In other words, studying space weather helps determine the probability of life beyond Earth. “What makes life possible on exoplanets? Habitability of a planet is very much dependent on its star and the planet’s own environment,” she said.
NASA’s newest mission Solar Probe Plus “will change the way we understand the sun and our interaction with our planet,” said Guhathakurta. “The solar probe will travel within 10 million miles of the sun, almost touching the sun. This is where space weather is born, where particles are energized and where [we can] measure their velocity locally and not through a telescope.”
The solar-powered craft, built from heat-resistant reinforced carbon-carbon, weighs a little over half a ton and features a gold shield to protect the craft’s instruments in an environment 500 times the solar intensity of a near-Earth orbit. This design may sound familiar to anyone who has seen Danny Boyle’s 2007 space drama “Sunshine.”
While NASA’s next mission, the Magnetospheric Multiscale (MMS) mission, stays within Earth’s near-space environment, according to Guhathakurta, it’s still ambitious. “This particular mission is going after understanding one of the most fundamental physical processes: magnetic reconnection,” she said.
Magnetic reconnection is the phenomenon of magnetic energy converting to other forms of energy like kinetic and thermal.
MMS will use four coordinated spacecrafts to study magnetic reconnection, particle acceleration and turbulence within the planet’s magnetosphere, all of which are critical processes in the study of space weather.
Research groups worldwide work with data coming in from NASA, NOAA and ESA satellites and space probes to predict solar storms several hours to a few days in advance.

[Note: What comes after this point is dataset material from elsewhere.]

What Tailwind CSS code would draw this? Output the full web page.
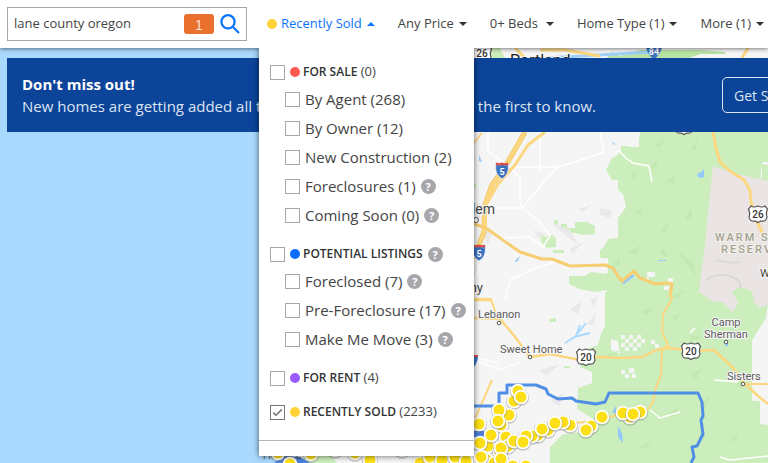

As part of the DEEP project, Intel partners with Professor Giovanni Lapenta of KU Leuven on the iPIC3D space weather simulation code. Hans-Christian Hoppe, a principal engineer with Intel and the director of the ExaCluster Lab in Jülich, Germany, said the code, which is powered on Intel Xeon Phi, simulates the behavior of plasma (ionized particles similar to gas) and its interaction with electromagnetic fields. Scientists can predict paths the particles will take after a solar eruption or flare, and simulate the interaction with the magnetosphere.
Space weather can be studied even closer to home, and you don’t have to be a research scientist to collect data and add to our knowledge of such cosmic phenomena.
The non-profit research body New Mexico Consortium (NMC) recently launched the Aurorasaurus program, founded by NMC research scientist Dr. Elizabeth MacDonald. Aurorasaurus aims to help scientists better understand the beautiful aurora borealis, or northern lights, the visual phenomenon caused by charged space particles exciting the upper atmosphere’s neutral particles.
Despite how the northern lights capture the public imagination, the science community has yet to understand precisely what creates their lively shapes or solar-driven strength.
Much like crowdsourced satellite tracking stations, Aurorasaurus wants the public’s assistance tracking auroras using social media over the course of 2015, the peak of the 11-year solar cycle. The NMC says such data collection will help to “allow actionable, up to the minute understanding of auroral activity.”
Aurorasaurus has developed apps to let the general public report and verify auroral activity. This provides researchers a wealth of data points to accompany their own observations.
“Using citizen science and real time data, [Aurorasaurus] can operate at scale and change the way we provide information about solar storms, which will allow a more accurate ‘nowcast’ of the visibility of the northern lights for the public,” MacDonald said.
Just like you can call into your local TV station with a storm tip, you can observe space weather on the ground and have an immediate impact on human life — not to mention an impact on your imagination.